Thursday, May 28, 2009

Chamomile Café Deanna

Chamomile Café Deanna
915 Linden Avenue
Carpinteria
(805) 566-5954
7:30AM to 3:00 Wed-Sun

High Points
I know I may lose some of you here, especially Bush Sr., but Chamomile Café won me over with their grilled broccoli, one of several savvy sides served with the “main” dishes during breakfast and lunch. (Runner up: the wafer-thin sweet potatoes—a cross between a chip and a flat, air fry.) From a nutritional reckoning, its all the easier to justify ordering maple syrup-drenched pancakes if they’re washed down with something healthy. And the broccoli is no boring piece of steamed green—soft, but crisp and blackened in places for flavor with some red bell pepper thrown in for good measure.

Overall, the food is scrumptious—a word that I use judiciously, but here, is warranted considering Chamomile’s cute factor.

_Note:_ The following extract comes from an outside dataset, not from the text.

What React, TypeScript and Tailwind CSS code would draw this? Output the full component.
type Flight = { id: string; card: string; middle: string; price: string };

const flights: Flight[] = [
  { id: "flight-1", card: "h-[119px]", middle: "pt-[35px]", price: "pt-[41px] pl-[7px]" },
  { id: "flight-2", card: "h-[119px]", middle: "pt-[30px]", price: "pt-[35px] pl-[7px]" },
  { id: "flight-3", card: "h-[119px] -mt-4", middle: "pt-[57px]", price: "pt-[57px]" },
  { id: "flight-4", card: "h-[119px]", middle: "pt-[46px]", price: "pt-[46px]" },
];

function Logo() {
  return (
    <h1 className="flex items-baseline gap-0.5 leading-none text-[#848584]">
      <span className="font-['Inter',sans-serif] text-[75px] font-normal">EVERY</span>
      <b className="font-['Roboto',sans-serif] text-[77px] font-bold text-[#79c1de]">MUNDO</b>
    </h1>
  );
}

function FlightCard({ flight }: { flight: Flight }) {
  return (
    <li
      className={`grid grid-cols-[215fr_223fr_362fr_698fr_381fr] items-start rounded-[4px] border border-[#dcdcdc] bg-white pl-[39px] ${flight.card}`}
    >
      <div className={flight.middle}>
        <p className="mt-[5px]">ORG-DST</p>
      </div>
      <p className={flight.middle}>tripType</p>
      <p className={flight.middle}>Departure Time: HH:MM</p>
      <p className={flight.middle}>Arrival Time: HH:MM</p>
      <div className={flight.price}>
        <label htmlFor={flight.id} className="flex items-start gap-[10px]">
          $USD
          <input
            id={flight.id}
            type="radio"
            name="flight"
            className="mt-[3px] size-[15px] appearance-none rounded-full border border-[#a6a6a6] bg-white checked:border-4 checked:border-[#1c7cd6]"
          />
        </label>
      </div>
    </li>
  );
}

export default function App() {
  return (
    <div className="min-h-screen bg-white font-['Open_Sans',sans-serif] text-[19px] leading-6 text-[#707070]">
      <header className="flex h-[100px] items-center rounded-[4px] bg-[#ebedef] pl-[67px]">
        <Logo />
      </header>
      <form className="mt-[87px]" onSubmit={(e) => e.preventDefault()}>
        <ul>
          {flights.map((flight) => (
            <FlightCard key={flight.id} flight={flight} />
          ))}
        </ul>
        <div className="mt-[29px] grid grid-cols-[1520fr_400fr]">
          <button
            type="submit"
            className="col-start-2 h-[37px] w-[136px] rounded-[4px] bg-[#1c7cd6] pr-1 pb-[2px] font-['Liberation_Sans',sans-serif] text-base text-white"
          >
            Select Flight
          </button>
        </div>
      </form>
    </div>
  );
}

It’s also fairly affordable, considering the quality, $5.95 to $11.95 for breakfast fare, sandwiches, salads and “not sandwiches”—try the wrap from this section. Part country café, part bakery, all Californian comfort food, this is a place that foodies of many flavors will find nourishing, yet indulgent.

The owner marches to the beat of her own drum and is in possession of an admirable philosophy—everything made-from-scratch—as exhausting as it must be. Multiple trips confirmed somewhat weary staffers—seemingly like they could use another pair, or two, of hands around. Nonetheless, touches like homegrown mint iced tea, coffee beans roasted weekly by a local purveyor and handcrafted soups and salad dressings make up for un-bussed tables or anything else slightly askew. As for the bakery, fluffy loaves of fresh-from-the-oven bread look almost cartoonish, and plump, oversize cookies smack of a Mid-Western fair. Try a Savannah Chocolate Chew—you’ll never know that they use ground nuts in lieu of flour.

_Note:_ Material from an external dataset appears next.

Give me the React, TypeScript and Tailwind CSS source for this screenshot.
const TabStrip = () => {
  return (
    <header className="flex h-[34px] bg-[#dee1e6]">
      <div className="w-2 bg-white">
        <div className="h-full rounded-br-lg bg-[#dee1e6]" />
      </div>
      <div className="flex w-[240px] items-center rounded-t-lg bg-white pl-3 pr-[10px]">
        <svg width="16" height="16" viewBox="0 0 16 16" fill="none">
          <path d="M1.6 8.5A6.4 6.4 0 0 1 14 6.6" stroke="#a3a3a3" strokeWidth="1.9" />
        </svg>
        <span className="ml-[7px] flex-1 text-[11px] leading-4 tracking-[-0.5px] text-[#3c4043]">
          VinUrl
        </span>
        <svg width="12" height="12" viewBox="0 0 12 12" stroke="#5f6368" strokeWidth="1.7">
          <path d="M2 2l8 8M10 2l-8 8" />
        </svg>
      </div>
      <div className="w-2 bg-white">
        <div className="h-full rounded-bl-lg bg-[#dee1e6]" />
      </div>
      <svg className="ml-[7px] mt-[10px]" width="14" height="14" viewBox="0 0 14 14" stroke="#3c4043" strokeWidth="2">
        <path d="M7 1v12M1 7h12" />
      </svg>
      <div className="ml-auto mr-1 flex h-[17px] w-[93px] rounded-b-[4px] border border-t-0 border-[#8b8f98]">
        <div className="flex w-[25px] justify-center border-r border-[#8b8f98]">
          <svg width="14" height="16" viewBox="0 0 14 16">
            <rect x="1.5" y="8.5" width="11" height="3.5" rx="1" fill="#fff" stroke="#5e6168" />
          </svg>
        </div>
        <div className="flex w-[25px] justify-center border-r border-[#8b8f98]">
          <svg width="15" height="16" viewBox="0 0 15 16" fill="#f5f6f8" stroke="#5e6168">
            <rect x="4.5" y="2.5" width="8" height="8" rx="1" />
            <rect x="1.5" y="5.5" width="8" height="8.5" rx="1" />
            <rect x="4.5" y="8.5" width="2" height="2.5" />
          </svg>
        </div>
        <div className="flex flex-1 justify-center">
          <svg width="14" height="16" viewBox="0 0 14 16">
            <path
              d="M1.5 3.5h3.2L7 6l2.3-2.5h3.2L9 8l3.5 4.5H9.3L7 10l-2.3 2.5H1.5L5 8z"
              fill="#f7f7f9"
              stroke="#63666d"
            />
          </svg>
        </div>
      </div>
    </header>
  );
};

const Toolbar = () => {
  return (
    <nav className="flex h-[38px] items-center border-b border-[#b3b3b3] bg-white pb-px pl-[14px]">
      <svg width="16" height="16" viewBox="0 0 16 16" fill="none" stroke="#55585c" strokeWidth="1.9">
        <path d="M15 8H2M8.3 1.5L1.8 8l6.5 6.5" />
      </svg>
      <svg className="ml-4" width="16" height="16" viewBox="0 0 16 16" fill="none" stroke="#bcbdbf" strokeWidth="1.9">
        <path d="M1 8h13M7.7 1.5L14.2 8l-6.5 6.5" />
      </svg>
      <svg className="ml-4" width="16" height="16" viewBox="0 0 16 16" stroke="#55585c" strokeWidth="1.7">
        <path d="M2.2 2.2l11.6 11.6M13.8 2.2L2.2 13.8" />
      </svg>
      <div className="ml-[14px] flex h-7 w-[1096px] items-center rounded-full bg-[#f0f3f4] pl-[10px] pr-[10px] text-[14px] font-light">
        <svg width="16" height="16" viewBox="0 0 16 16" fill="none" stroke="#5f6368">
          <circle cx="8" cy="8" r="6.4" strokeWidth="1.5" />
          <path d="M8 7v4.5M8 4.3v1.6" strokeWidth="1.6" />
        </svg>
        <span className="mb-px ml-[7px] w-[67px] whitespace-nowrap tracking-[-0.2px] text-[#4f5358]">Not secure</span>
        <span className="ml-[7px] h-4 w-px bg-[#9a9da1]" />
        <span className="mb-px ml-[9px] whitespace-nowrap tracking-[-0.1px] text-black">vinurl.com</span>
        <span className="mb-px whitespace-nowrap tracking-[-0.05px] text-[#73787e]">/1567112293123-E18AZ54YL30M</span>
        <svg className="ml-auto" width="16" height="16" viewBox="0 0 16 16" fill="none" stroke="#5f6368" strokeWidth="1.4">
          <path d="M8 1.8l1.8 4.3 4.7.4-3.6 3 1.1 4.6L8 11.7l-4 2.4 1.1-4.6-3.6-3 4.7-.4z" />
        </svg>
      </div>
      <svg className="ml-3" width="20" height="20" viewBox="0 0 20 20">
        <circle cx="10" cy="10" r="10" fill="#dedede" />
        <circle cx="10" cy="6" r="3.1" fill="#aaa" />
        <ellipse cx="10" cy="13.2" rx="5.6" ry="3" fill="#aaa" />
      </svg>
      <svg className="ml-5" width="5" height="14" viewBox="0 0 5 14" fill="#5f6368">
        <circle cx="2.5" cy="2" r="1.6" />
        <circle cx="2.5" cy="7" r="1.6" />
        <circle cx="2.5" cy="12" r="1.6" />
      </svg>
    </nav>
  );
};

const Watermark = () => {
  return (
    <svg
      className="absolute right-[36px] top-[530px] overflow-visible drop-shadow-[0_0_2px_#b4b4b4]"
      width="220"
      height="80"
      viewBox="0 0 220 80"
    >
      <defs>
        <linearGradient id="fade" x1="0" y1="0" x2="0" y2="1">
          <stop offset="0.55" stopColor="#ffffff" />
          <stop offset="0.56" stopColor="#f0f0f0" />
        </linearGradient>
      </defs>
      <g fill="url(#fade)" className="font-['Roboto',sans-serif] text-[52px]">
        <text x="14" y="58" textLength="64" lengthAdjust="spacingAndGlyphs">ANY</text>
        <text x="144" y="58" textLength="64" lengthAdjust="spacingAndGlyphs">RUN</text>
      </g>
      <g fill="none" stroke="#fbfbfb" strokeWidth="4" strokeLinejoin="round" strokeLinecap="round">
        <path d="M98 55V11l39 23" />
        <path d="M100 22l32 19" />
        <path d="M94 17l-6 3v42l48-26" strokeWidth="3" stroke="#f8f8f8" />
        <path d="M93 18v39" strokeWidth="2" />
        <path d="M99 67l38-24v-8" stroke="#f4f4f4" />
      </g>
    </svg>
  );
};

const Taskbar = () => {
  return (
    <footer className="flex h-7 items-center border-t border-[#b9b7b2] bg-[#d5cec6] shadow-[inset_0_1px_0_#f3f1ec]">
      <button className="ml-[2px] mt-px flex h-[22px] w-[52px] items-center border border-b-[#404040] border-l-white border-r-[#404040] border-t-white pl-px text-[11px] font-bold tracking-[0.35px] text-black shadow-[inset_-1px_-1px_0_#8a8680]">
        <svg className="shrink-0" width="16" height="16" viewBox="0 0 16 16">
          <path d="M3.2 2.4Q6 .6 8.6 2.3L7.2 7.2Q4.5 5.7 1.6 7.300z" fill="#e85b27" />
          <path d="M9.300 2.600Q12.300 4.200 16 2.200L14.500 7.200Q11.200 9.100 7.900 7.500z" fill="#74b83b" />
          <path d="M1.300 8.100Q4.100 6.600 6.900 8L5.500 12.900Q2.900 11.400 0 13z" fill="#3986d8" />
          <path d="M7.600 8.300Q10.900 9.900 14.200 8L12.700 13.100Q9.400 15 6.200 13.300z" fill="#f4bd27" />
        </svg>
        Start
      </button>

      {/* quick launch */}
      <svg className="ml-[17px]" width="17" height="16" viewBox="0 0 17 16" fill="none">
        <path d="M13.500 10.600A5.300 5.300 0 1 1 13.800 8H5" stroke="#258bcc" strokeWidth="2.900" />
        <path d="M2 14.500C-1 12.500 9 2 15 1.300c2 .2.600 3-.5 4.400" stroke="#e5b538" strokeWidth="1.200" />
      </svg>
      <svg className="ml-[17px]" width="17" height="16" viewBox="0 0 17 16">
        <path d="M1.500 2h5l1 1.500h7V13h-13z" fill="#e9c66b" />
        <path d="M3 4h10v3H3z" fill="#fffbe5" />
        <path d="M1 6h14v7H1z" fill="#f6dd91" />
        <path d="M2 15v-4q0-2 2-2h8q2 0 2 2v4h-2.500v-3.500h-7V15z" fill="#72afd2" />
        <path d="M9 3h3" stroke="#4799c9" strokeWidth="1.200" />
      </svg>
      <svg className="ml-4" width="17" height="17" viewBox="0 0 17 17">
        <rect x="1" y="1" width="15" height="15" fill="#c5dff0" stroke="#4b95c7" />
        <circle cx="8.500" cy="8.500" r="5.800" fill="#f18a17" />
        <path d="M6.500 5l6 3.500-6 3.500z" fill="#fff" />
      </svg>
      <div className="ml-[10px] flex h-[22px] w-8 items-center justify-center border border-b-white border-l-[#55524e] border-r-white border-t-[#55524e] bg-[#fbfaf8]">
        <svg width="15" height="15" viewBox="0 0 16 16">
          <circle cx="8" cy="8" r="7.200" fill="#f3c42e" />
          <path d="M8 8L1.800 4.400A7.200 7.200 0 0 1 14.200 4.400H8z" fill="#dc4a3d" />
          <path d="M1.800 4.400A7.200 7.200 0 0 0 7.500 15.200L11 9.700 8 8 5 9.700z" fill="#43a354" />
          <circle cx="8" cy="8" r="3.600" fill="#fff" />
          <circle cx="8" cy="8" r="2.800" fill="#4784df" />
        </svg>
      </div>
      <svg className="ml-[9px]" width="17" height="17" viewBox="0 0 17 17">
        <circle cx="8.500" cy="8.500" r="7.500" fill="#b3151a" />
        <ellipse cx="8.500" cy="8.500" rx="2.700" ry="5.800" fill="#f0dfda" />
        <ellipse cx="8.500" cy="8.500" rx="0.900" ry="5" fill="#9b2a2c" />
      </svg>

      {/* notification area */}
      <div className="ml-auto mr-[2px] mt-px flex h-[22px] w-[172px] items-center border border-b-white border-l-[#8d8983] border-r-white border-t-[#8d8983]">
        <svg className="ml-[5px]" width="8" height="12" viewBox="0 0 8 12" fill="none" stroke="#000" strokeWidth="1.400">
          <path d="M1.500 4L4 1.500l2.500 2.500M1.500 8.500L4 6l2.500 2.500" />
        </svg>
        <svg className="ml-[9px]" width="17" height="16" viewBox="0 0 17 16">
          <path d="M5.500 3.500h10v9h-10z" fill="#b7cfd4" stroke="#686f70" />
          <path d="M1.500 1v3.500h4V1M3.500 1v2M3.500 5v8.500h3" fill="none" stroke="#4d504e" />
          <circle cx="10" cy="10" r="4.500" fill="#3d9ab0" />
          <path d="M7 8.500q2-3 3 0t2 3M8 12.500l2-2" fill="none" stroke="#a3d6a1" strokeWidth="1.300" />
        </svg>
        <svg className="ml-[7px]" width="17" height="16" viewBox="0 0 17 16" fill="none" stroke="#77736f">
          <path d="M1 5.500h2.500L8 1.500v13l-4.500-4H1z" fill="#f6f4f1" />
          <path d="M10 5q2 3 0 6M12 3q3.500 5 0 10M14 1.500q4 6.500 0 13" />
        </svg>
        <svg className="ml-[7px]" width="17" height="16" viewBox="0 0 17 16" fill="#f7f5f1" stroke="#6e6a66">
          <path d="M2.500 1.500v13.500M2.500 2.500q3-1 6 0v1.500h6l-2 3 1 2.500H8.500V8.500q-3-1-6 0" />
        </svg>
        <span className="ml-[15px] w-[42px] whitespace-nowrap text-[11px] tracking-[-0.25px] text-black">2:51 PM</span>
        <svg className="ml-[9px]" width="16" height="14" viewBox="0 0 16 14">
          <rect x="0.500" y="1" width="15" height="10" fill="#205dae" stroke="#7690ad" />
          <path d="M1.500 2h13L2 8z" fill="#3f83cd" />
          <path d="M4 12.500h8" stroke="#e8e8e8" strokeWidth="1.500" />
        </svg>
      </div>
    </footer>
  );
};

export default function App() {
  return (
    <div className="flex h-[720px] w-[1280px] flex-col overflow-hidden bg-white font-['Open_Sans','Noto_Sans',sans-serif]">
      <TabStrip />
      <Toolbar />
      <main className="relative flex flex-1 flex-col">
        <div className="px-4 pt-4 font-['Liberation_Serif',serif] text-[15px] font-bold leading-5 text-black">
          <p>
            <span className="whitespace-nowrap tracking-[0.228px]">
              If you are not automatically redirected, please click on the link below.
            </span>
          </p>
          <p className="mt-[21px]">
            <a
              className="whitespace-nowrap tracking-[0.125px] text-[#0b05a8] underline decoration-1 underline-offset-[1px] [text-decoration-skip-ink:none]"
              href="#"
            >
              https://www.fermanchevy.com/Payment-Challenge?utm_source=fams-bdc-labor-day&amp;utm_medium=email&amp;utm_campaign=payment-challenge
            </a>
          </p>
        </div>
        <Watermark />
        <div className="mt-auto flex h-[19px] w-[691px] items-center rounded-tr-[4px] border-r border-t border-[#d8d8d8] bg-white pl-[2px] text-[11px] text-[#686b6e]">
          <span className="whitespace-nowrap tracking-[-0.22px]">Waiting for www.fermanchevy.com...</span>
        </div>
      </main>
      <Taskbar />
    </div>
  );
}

The sandwiches pleased every time—perfect charring on the grilled veggie and a masterful BLT with turkey bacon—both served with one of those unique sides and a small salad. Breakfast was equally satisfying—we liked the Breakfast Quesadilla and persnickety friends who claimed not to like Hollandaise dug into my Eggs Benedict without complaint. The classic sauce was light and lemony and is only available on Sundays. Hand-picked teas and frothy chai lattes lent a luxe atmosphere to brunch and all the plates came garnished with a generous side of un-wilted fresh fruit.

As evidenced by the owner’s statement on the back of the bags of granola and other treats for sale, she’d rather eat a plate of steamed broccoli over wasted-calorie, conveyor belt cookies. However, the toss up between Chamomile’s cookies and vegetables is a hard one. It’s easy to fall for both.

Low Points
For such an organically-minded outfit, we were surprised to see Styrofoam cups at the self-serve water station. Although on another visit, we were served water in tall plastic tumblers—a much better option. We don’t mind fetching our own agua, just stock the tumblers by the cooler. My dining companion du jour, who usually will eat anything, did fish a couple pieces of lettuce out of his salad that had seen better days. Lastly, the place was in need of a spring shakedown—indoor planters were looking a bit pallid.

Tip: Being a WIFI hot spot makes it easy to linger over work at Chamomile.